Molecular analysis of 4q35 rearrangements in fascioscapulohumeral muscular dystrophy (FSHD): application to family studies for a correct genetic advice and a reliable prenatal diagnosis of the disease

In the majority of facioscapulohumeral muscular dystrophy (FSHD) families (about 95%) the genetic defect has been identified as a deletion of a variable number of KpnI repeats in the 4q35 region, although no specific transcripts from this locus have been isolated so far. Molecular diagnosis is based on the detection by probe p13E-11 of EcoRI small fragments, in the range 10-28 kb, that are resistant to BlnI digestion. In family studies this probe is used with other 4q35 polymorphic markers to assign the haplotype associated with the disease. So far, we performed DNA analysis in 145 FSHD families and identified the 4q35 DNA rearrangement not only in affected individuals, but also in healthy subjects at risk of transmitting the disease, such as non-penetrant gene carriers and somatic mosaics. In addition we applied prenatal tests to 19 fetuses, using DNA extracted from chorionic villi samples (CVS) at 10-11 weeks of gestation. The FSHD status, as determined by the presence of BlnI-resistant small fragments associated with the at risk haplotype, was assessed in nine fetuses; in the remaining 10 cases the disease was excluded.

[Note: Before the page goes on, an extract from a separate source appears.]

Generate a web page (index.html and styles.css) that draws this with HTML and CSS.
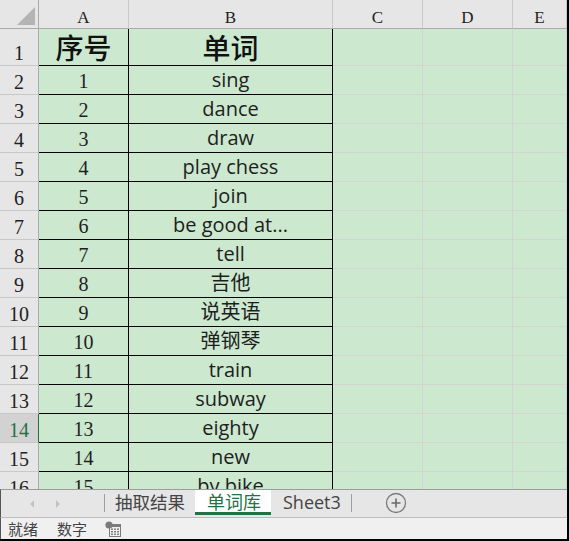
FILE: index.html
```html
<!DOCTYPE html>
<html lang="zh-CN">
<head>
<meta charset="utf-8">
<title>单词库</title>
<link rel="stylesheet" href="styles.css">
</head>
<body>
<div class="window">
  <div class="sheet">
    <div class="corner"><span class="tri"></span></div>
    <div class="ch">A</div><div class="ch">B</div><div class="ch">C</div><div class="ch">D</div><div class="ch">E</div>

    <div class="rh r1">1</div><div class="a head">序号</div><div class="b head">单词</div><div class="g"></div><div class="g"></div><div class="g"></div>
    <div class="rh">2</div><div class="a">1</div><div class="b">sing</div><div class="g"></div><div class="g"></div><div class="g"></div>
    <div class="rh">3</div><div class="a">2</div><div class="b">dance</div><div class="g"></div><div class="g"></div><div class="g"></div>
    <div class="rh">4</div><div class="a">3</div><div class="b">draw</div><div class="g"></div><div class="g"></div><div class="g"></div>
    <div class="rh">5</div><div class="a">4</div><div class="b">play chess</div><div class="g"></div><div class="g"></div><div class="g"></div>
    <div class="rh">6</div><div class="a">5</div><div class="b">join</div><div class="g"></div><div class="g"></div><div class="g"></div>
    <div class="rh">7</div><div class="a">6</div><div class="b">be good at...</div><div class="g"></div><div class="g"></div><div class="g"></div>
    <div class="rh">8</div><div class="a">7</div><div class="b">tell</div><div class="g"></div><div class="g"></div><div class="g"></div>
    <div class="rh">9</div><div class="a">8</div><div class="b">吉他</div><div class="g"></div><div class="g"></div><div class="g"></div>
    <div class="rh">10</div><div class="a">9</div><div class="b">说英语</div><div class="g"></div><div class="g"></div><div class="g"></div>
    <div class="rh">11</div><div class="a">10</div><div class="b">弹钢琴</div><div class="g"></div><div class="g"></div><div class="g"></div>
    <div class="rh">12</div><div class="a">11</div><div class="b">train</div><div class="g"></div><div class="g"></div><div class="g"></div>
    <div class="rh">13</div><div class="a">12</div><div class="b">subway</div><div class="g"></div><div class="g"></div><div class="g"></div>
    <div class="rh active">14</div><div class="a">13</div><div class="b">eighty</div><div class="g"></div><div class="g"></div><div class="g"></div>
    <div class="rh">15</div><div class="a">14</div><div class="b">new</div><div class="g"></div><div class="g"></div><div class="g"></div>
    <div class="rh">16</div><div class="a">15</div><div class="b">by bike</div><div class="g"></div><div class="g"></div><div class="g"></div>
  </div>

  <div class="tabs">
    <div class="nav">
      <span class="arrow left"></span>
      <span class="arrow right"></span>
    </div>
    <span class="sep"></span>
    <div class="tab">抽取结果</div>
    <div class="tab current">单词库</div>
    <div class="tab latin">Sheet3</div>
    <span class="sep"></span>
    <svg class="add" width="22" height="22" viewBox="0 0 22 22">
      <circle cx="11" cy="11" r="9.5" fill="none" stroke="#7a7a7a" stroke-width="1.3"/>
      <path d="M11 6.5v9M6.5 11h9" stroke="#6a6a6a" stroke-width="1.6"/>
    </svg>
  </div>

  <div class="status">
    <span class="st">就绪</span>
    <span class="st">数字</span>
    <svg class="stat-icon" width="16" height="16" viewBox="0 0 16 16">
      <rect x="4" y="3" width="12" height="13" fill="#7b7b7b"/>
      <rect x="5" y="6" width="10" height="9" fill="#f0f0f0"/>
      <g fill="#7b7b7b">
        <rect x="6" y="7.5" width="2" height="1.4"/><rect x="9" y="7.5" width="2" height="1.4"/><rect x="12" y="7.5" width="2" height="1.4"/>
        <rect x="6" y="10" width="2" height="1.4"/><rect x="9" y="10" width="2" height="1.4"/><rect x="12" y="10" width="2" height="1.4"/>
        <rect x="6" y="12.5" width="2" height="1.4"/><rect x="9" y="12.5" width="2" height="1.4"/><rect x="12" y="12.5" width="2" height="1.4"/>
      </g>
      <circle cx="4" cy="4" r="3.6" fill="#7b7b7b"/>
    </svg>
  </div>
</div>
</body>
</html>
```

FILE: styles.css
```css
html, body {
  margin: 0;
  padding: 0;
  background: #ffffff;
}

.window {
  width: 567px;
  height: 539px;
  border-right: 2px solid #000;
  border-bottom: 2px solid #000;
  overflow: hidden;
  display: flex;
  flex-direction: column;
}

.sheet {
  height: 489px;
  flex: none;
  overflow: hidden;
  display: grid;
  grid-template-columns: 39px 90px 204px 90px 90px 54px;
  grid-template-rows: 29px 37px repeat(15, 29px);
  background: #cce8cf;
}

.sheet > div {
  box-sizing: border-box;
  display: flex;
  justify-content: center;
  align-items: flex-end;
  line-height: 1;
  white-space: nowrap;
}

.corner {
  background: #e6e6e6;
  border-right: 1px solid #ababab;
  border-bottom: 1px solid #ababab;
  position: relative;
}

.tri {
  position: absolute;
  left: 17px;
  top: 7px;
  width: 18px;
  height: 18px;
  background: #b4b4b4;
  clip-path: polygon(100% 0, 100% 100%, 0 100%);
}

.ch {
  background: #e6e6e6;
  border-right: 1px solid #c8c8c8;
  border-bottom: 1px solid #ababab;
  font-family: "Liberation Serif", serif;
  font-size: 17px;
  color: #222;
  padding-bottom: 2px;
}

.rh {
  background: #e6e6e6;
  border-right: 1px solid #ababab;
  border-bottom: 1px solid #c8c8c8;
  font-family: "Liberation Serif", serif;
  font-size: 20px;
  color: #222;
  padding-bottom: 2px;
}

.rh.active {
  background: #d2d2d2;
  color: #217346;
  border-right: 1px solid #217346;
}

.a, .b {
  border-right: 1px solid #000;
  border-bottom: 1px solid #000;
  color: #1e1e1e;
}

.a {
  font-family: "Liberation Serif", serif;
  font-size: 20px;
  padding-bottom: 3px;
}

.b {
  font-family: "Open Sans", "Noto Sans CJK SC", sans-serif;
  font-size: 20px;
  padding-bottom: 2px;
  line-height: 1.2 !important;
}

.head {
  font-family: "Noto Sans CJK SC", sans-serif !important;
  font-size: 28px !important;
  font-weight: 500;
  color: #111;
  padding-bottom: 0 !important;
  line-height: 1.25 !important;
}

.g {
  border-right: 1px solid #d4d4d4;
  border-bottom: 1px solid #d4d4d4;
}

.tabs {
  flex: none;
  height: 29px;
  box-sizing: border-box;
  border-top: 1px solid #9c9c9c;
  border-bottom: 1px solid #bdbdbd;
  border-left: 1px solid #555;
  background: #e6e6e6;
  display: flex;
  align-items: stretch;
}

.nav {
  width: 103px;
  display: flex;
  align-items: center;
  padding-left: 29px;
  box-sizing: border-box;
  gap: 22px;
}

.arrow {
  width: 0;
  height: 0;
  border-top: 4px solid transparent;
  border-bottom: 4px solid transparent;
}

.arrow.left { border-right: 4px solid #c3c3c3; }
.arrow.right { border-left: 4px solid #c3c3c3; }

.sep {
  width: 1px;
  background: #9e9e9e;
  margin: 4px 0 5px;
}

.tab {
  padding: 0 10px 4px 10px;
  font-family: "Noto Sans CJK SC", sans-serif;
  font-size: 17.5px;
  color: #444;
  display: flex;
  align-items: center;
  box-sizing: border-box;
}

.tab.current {
  background: #fff;
  color: #217346;
  font-size: 18px;
  border-bottom: 3px solid #217346;
  padding: 0 10px 1px 12px;
  margin-bottom: 2px;
}

.tab.latin {
  font-family: "Open Sans", sans-serif;
  font-size: 18px;
  padding: 0 10px 4px 12px;
}

.add {
  align-self: center;
  margin-left: 33px;
  margin-bottom: 1px;
}

.status {
  flex: 1;
  background: #f0f0f0;
  border-left: 1px solid #555;
  display: flex;
  align-items: center;
  padding-left: 7px;
  gap: 19px;
}

.st {
  font-family: "Noto Sans CJK SC", sans-serif;
  font-size: 15px;
  color: #444;
  line-height: 1;
}

.stat-icon {
  margin-left: -1px;
}
```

Our results show that molecular analysis of 4q35 rearrangements is a reliable indirect method to perform diagnostic, predictive and prenatal tests in FSHD.

Evaluation of the facioscapulohumeral muscular dystrophy (FSHD1) phenotype in correlation to the concurrence of 4q35 and 10q26 fragments

Probe p13E-11 (locus D4F104S1) detects two highly homologous polymorphic loci on chromosomes 4q35 and 10q26. Previous reports in the literature have described a correlation of shortened 4q35-specific fragments and facioscapulohumeral muscular dystrophy (FSHD1). We have identified 30 FSHDI families (46 patients) carrying one short 4q35 and one short 10q26 fragment. The clinical data of these patients were compared with those of 47 families (131 patients) showing a single short 4q35 fragment, in order to evaluate a potentially modifying influence of shortened 10q26 fragments on the phenotype. According to our results, the polymorphic locus on 10q26 does not modify the FSHDI phenotype. The normal population (14%) and our FSHDI population (13%) did not significantly differ in the overall frequency of short polymorphic 10q26 fragments. The specificity of the p13E-11/EcoRI-BlnI test for FSHD1 was 100%.